ECLI:NL:RBDHA:2025:6967
Rechtbank Den Haag
- Eerste aanleg - enkelvoudig
- Rechtspraak.nl
Beslissing over proceskostenveroordeling na intrekking beroep wegens tijdige beslissing door verweerder
In deze zaak heeft verzoekster, een B.V. gevestigd in [vestigingsplaats], een herbeoordelingsverzoek ingediend bij het Uitvoeringsinstituut werknemersverzekeringen (Uwv) in het kader van de Wet werk en inkomen naar arbeidsvermogen (WIA). Na een periode van inactiviteit heeft verzoekster verweerder in gebreke gesteld wegens het niet tijdig nemen van een besluit op haar verzoek. Verzoekster heeft vervolgens beroep ingesteld tegen het uitblijven van een beslissing. De rechtbank heeft een zitting gepland op 19 maart 2025, maar deze is niet doorgegaan omdat verweerder op 24 maart 2025 alsnog een beslissing heeft genomen. Verzoekster heeft haar beroep ingetrokken, maar verzocht om een proceskostenveroordeling. De rechtbank heeft de zaak vervolgens verwezen naar de enkelvoudige kamer.

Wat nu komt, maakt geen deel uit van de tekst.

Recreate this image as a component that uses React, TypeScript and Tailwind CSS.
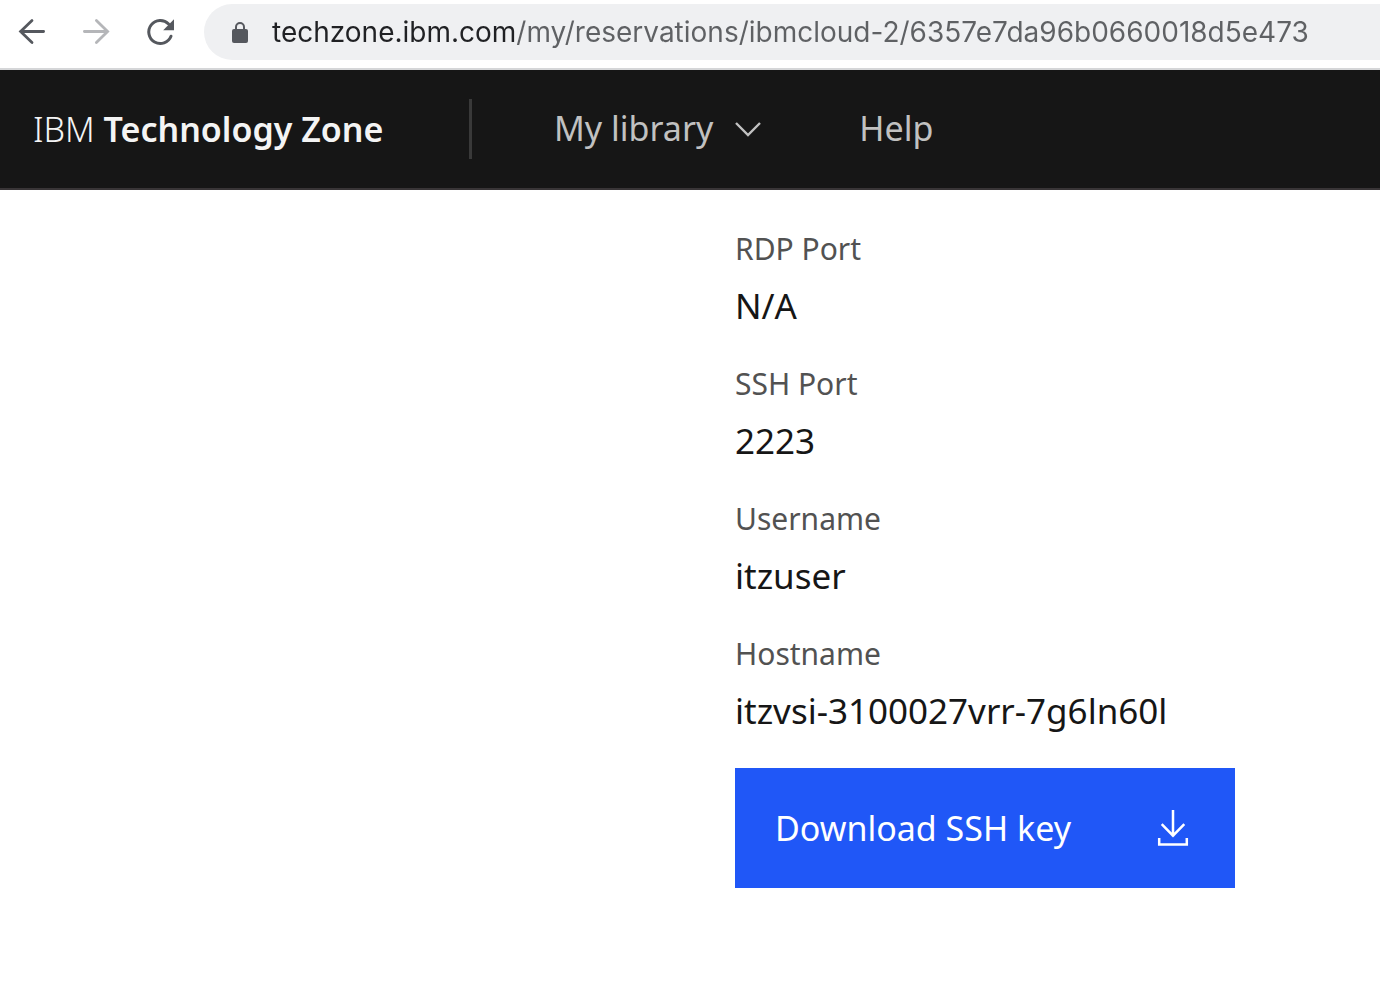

De rechtbank heeft op basis van artikel 8:54 van de Algemene wet bestuursrecht (Awb) zonder zitting uitspraak gedaan op het verzoek om proceskostenveroordeling. De rechtbank heeft vastgesteld dat verzoekster het beroep heeft ingetrokken omdat verweerder aan haar verzoek is tegemoetgekomen. Op grond van artikel 8:75a Awb heeft de rechtbank het verzoek om proceskostenveroordeling toegewezen. De rechtbank heeft de proceskosten vastgesteld op € 453,50, gebaseerd op de door een derde beroepsmatig verleende rechtsbijstand. Daarnaast heeft de rechtbank verweerder verplicht om het door verzoekster betaalde griffierecht van € 371,- te vergoeden.
De uitspraak is gedaan door mr. D.R. van der Meer, rechter, en is openbaar uitgesproken op 28 april 2025. Een afschrift van de uitspraak is verzonden aan de betrokken partijen.